Does Journalism Have a Future?
In an era of social media and fake news, journalists who have survived the print plunge have new foes to face. By Jill Lepore
The problems are well understood, the solutions harder to see. Good reporting is expensive, but readers don’t want to pay for it. The donation-funded ProPublica, “an independent, nonprofit newsroom that produces investigative journalism with moral force,” employs more than seventy-five journalists. Good reporting is slow, good stories unfold, and most stories that need telling don’t involve the White House. The Correspondent, an English-language version of the Dutch Web site De Correspondent, is trying to “unbreak the news.” It won’t run ads. It won’t collect data (or, at least, not much).
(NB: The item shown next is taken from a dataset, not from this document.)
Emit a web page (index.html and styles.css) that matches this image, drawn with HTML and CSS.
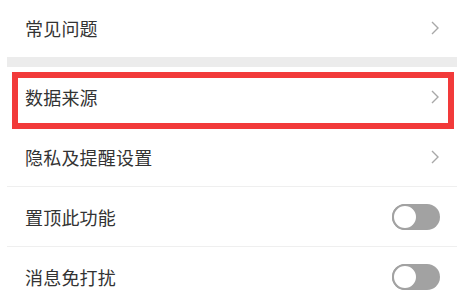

It won’t have subscribers. Like NPR, it will be free for everyone, supported by members, who pay what they can. “We want to radically change what news is about, how it is made, and how it is funded,” its founders state. Push-notifications-on news is bad for you, they say, “because it pays more attention to the sensational, exceptional, negative, recent, and incidental, thereby losing sight of the ordinary, usual, positive, historical, and systematic.” What will the Correspondent look like? It will stay above the fray. It might sometimes be funny. It’s slated to début sometime in 2019. Aside from the thing about ads, it sounds a lot like a magazine, when magazines came in the mail.